Thursday, September 19, 2024

US Delivers 404 On UN Web Proposal

The United States government has rejected a proposal by United Nations members to cede its control of the Internet’s root servers to international governance, an announcement that has increased criticism among developing nations before November’s World Summit on the Information Society in Tunisia.

Tunisia joins China, Brazil, Iran, India, Russia, and Saudi Arabia as one of the chief critics of the United States government’s insistence upon maintaining the role of “steward” of the Internet.

Many of these countries, however, are not without their share of criticism in the matter, as many feel their thoughts on the matter are moot until they address their own issues of Internet censorship and tight Web regulations.

Reporters Without Borders (RSF) is one such organization especially critical of China and Iran, for their history of human rights abuses that have extended to online realms. Recently RSF blasted the UN’s decision to hold the upcoming summit in Tunisia, where freedom of speech and press are limited.

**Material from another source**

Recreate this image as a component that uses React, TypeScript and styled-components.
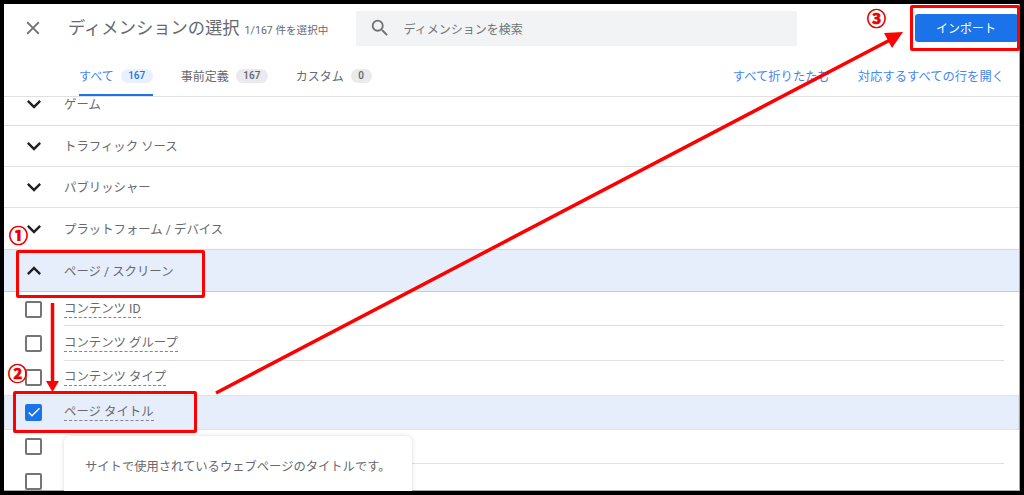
import React from 'react';
import styled, { createGlobalStyle } from 'styled-components';
import { MdClose, MdSearch, MdExpandMore, MdExpandLess, MdCheck } from 'react-icons/md';

const FONT = '"Roboto", "Noto Sans CJK JP", sans-serif';
const TEXT = '#66696d';

const Global = createGlobalStyle`
    html, body { margin: 0; padding: 0; background: #000; }
    * { box-sizing: border-box; }
`;

const Frame = styled.div`
    position: relative;
    width: 1024px;
    height: 495px;
    overflow: hidden;
    background: #000;
    padding: 4px;
    font-family: ${FONT};
`;

const Page = styled.main`
    height: 487px;
    background: #fff;
    overflow: hidden;
    border-right: 1px solid #a8a8a8;
    border-bottom: 1px solid #a8a8a8;
`;

const Header = styled.header`
    height: 48px;
    display: flex;
    align-items: center;
    padding-left: 18px;
`;

const Close = styled.span`
    display: flex;
    width: 22px;
    color: #6f7377;
    margin-right: 24px;
`;

const Title = styled.h1`
    flex: none;
    margin: 0 0 3px;
    font-size: 17.3px;
    font-weight: 400;
    color: ${TEXT};
    white-space: nowrap;
`;

const Counter = styled.span`
    flex: none;
    width: 111px;
    margin: 2px 0 0 5px;
    font-size: 10.6px;
    color: ${TEXT};
    white-space: nowrap;
`;

const SearchBox = styled.div`
    flex: none;
    width: 441px;
    height: 35px;
    display: flex;
    align-items: center;
    padding-left: 13px;
    gap: 13px;
    background: #f1f3f4;
    color: #6f7377;
    font-size: 12px;
`;

const ImportButton = styled.button`
    flex: none;
    margin: -1px 0 0 118px;
    width: 103px;
    height: 28px;
    border: 0;
    border-radius: 3px;
    background: #1a73e8;
    color: #fff;
    font: 400 12px ${FONT};
`;

const TabBar = styled.nav`
    height: 45px;
    display: flex;
    align-items: flex-start;
    padding: 15px 15px 0 75px;
    border-bottom: 1px solid #e0e0e0;
    font-size: 12px;
`;

const Tab = styled.div<{ $active?: boolean }>`
    position: relative;
    height: 29px;
    display: flex;
    align-items: flex-start;
    gap: 7px;
    margin-right: 28px;
    color: ${(p) => (p.$active ? '#4285f4' : TEXT)};
    white-space: nowrap;
    &::after {
        content: '';
        display: ${(p) => (p.$active ? 'block' : 'none')};
        position: absolute;
        left: 0;
        right: 0;
        bottom: 0;
        height: 2px;
        background: #1a73e8;
    }
`;

const Badge = styled.span<{ $active?: boolean }>`
    height: 14px;
    margin-top: 2px;
    padding: 0 7.5px;
    border-radius: 7px;
    font-size: 10px;
    font-weight: 500;
    line-height: 14px;
    background: ${(p) => (p.$active ? '#e8f0fe' : '#e8eaed')};
    color: ${(p) => (p.$active ? '#1a73e8' : '#5f6368')};
`;

const TabLink = styled.a`
    color: #4285f4;
    font-size: 12.3px;
    white-space: nowrap;
    margin-left: 28px;
    &:first-of-type { margin-left: auto; }
`;

const CategoryRow = styled.div<{ $open?: boolean; $height: number; $lift?: number }>`
    height: ${(p) => p.$height}px;
    display: flex;
    align-items: center;
    padding: 0 0 ${(p) => p.$lift ?? 0}px 16px;
    border-bottom: 1px solid ${(p) => (p.$open ? '#c8ccd0' : '#e0e0e0')};
    background: ${(p) => (p.$open ? '#e6eefb' : '#fff')};
    color: ${TEXT};
    font-size: 12.4px;
    ${(p) => p.$open && 'box-shadow: 0 1px 3px rgba(60,64,67,.3);'}
`;

const Chevron = styled.span`
    display: flex;
    width: 28px;
    margin-right: 16px;
    color: #202124;
`;

const ItemRow = styled.div<{ $selected?: boolean }>`
    height: 34.4px;
    display: flex;
    align-items: center;
    padding-left: 21px;
    background: ${(p) => (p.$selected ? '#e6eefb' : '#fff')};
    ${(p) => p.$selected && 'box-shadow: inset 0 0 0 1px #dde3ec;'}
`;

const Box = styled.span<{ $checked?: boolean }>`
    flex: none;
    display: flex;
    align-items: center;
    justify-content: center;
    width: 17px;
    height: 17px;
    border-radius: 2px;
    border: 2px solid ${(p) => (p.$checked ? '#1a73e8' : '#757575')};
    background: ${(p) => (p.$checked ? '#1a73e8' : '#fff')};
    color: #fff;
    svg { flex: none; }
`;

const ItemBody = styled.div<{ $line: boolean }>`
    flex: 1;
    height: 100%;
    display: flex;
    align-items: center;
    margin: 0 15px 0 22px;
    border-bottom: 1px solid ${(p) => (p.$line ? '#e0e0e0' : 'transparent')};
    color: ${TEXT};
    font-size: 12.4px;
`;

const Dotted = styled.span`
    border-bottom: 1px dashed #80868b;
    line-height: 17px;
`;

const Tooltip = styled.div`
    position: absolute;
    left: 64px;
    top: 436px;
    width: 348px;
    height: 70px;
    padding: 21px 21px;
    background: #fff;
    border-radius: 6px;
    box-shadow: 0 0 4px rgba(60, 64, 67, .2);
    color: ${TEXT};
    font-size: 12.3px;
    white-space: nowrap;
`;

const Highlight = styled.div<{ $x: number; $y: number; $w: number; $h: number }>`
    position: absolute;
    left: ${(p) => p.$x}px;
    top: ${(p) => p.$y}px;
    width: ${(p) => p.$w}px;
    height: ${(p) => p.$h}px;
    border: 3px solid #f00;
    border-radius: 2px;
`;

const Step = styled.span<{ $x: number; $y: number }>`
    position: absolute;
    left: ${(p) => p.$x}px;
    top: ${(p) => p.$y}px;
    color: #e60000;
    font: 700 19px/20px "Noto Sans CJK JP", sans-serif;
    -webkit-text-stroke: 0.7px #e60000;
`;

const Overlay = styled.svg`
    position: absolute;
    left: 0;
    top: 0;
    pointer-events: none;
`;

const BottomEdge = styled.div`
    position: absolute;
    left: 0;
    right: 0;
    bottom: 0;
    height: 4px;
    background: #000;
`;

const categories = [
    { label: 'ゲーム', height: 29, lift: 14 },
    { label: 'トラフィック ソース', height: 41 },
    { label: 'パブリッシャー', height: 41 },
    { label: 'プラットフォーム / デバイス', height: 42 },
];

const items = [
    { label: 'コンテンツ ID', line: true },
    { label: 'コンテンツ グループ', line: true },
    { label: 'コンテンツ タイプ', line: false },
    { label: 'ページ タイトル', selected: true, line: false },
    { label: '', line: true },
    { label: '', line: false },
];

function App() {
    return (
        <Frame>
            <Global />
            <Page>
                <Header>
                    <Close><MdClose size={22} /></Close>
                    <Title>ディメンションの選択</Title>
                    <Counter>1/167 件を選択中</Counter>
                    <SearchBox>
                        <MdSearch size={22} />
                        ディメンションを検索
                    </SearchBox>
                    <ImportButton>インポート</ImportButton>
                </Header>
                <TabBar>
                    <Tab $active>すべて<Badge $active>167</Badge></Tab>
                    <Tab>事前定義<Badge>167</Badge></Tab>
                    <Tab>カスタム<Badge>0</Badge></Tab>
                    <TabLink>すべて折りたたむ</TabLink>
                    <TabLink>対応するすべての行を開く</TabLink>
                </TabBar>
                {categories.map((c) => (
                    <CategoryRow key={c.label} $height={c.height} $lift={c.lift}>
                        <Chevron><MdExpandMore size={28} /></Chevron>
                        {c.label}
                    </CategoryRow>
                ))}
                <CategoryRow $open $height={42}>
                    <Chevron><MdExpandLess size={28} /></Chevron>
                    ページ / スクリーン
                </CategoryRow>
                {items.map((it, i) => (
                    <ItemRow key={i} $selected={it.selected}>
                        <Box $checked={it.selected}>
                            {it.selected && <MdCheck size={16} />}
                        </Box>
                        <ItemBody $line={it.line}>
                            {it.label && <Dotted>{it.label}</Dotted>}
                        </ItemBody>
                    </ItemRow>
                ))}
            </Page>
            <Tooltip>サイトで使用されているウェブページのタイトルです。</Tooltip>
            <BottomEdge />
            <Highlight $x={16} $y={250} $w={189} $h={48} />
            <Highlight $x={13} $y={391} $w={184} $h={42} />
            <Highlight $x={910} $y={5} $w={110} $h={46} />
            <Step $x={9} $y={225}>①</Step>
            <Step $x={8} $y={363}>②</Step>
            <Step $x={867} $y={8}>③</Step>
            <Overlay width={1024} height={495} viewBox="0 0 1024 495">
                <line x1={52.5} y1={303} x2={52.5} y2={382} stroke="#f00" strokeWidth={3.5} />
                <polygon points="46,381 59,381 52.5,392" fill="#f00" />
                <line x1={216} y1={393} x2={890} y2={40} stroke="#f00" strokeWidth={3.5} />
                <polygon points="903,32 884,33 892,48" fill="#f00" />
            </Overlay>
        </Frame>
    );
}

export default App;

In a statement to the UN, RSF said the decision to host an Internet summit in “a country that imprisons people for using the Internetis beyond comprehension,” a poignant detail many feel is an excellent example why the UN should not be granted any regulatory control.

This is one of many reasons the United States Department of Commerce has no interest in divesting regulatory control of the 13 root servers the government spent years and copious amounts of money developing. The US government has yet to even cede control to its own Internet Corporation for Assigned Names and Numbers (ICANN), an organization it created for that purpose in 1998.

Michael D. Gallagher, assistant secretary for communications and information at the Commerce Department, outlined four principles guiding US control over the Internet, the first of which addresses the government’s commitment to ensuring the stability and security of the Web.

Releasing regulatory control of the Internet to an intergovernmental body poses a number of implications the US government is uncomfortable with, one of which may be construed as a decrease in sovereignty, as shifting this control would lessen US strength as a global power.

The main objection, however, as voiced by Gallagher, is an apparent commitment to ensuring that the Internet be driven by the private sector, rather than by governmental influence. That is, unless, that governmental influence is from the government that financed the endeavor to begin with.

But David Gross, the State Dept.’s coordinator for international communications and information policy, has for sealed the issue with a few pointed words.

“We will not agree to the U.N. taking over the management of the Internet,” he said Thursday. “Some countries want that. We think that’s unacceptable.”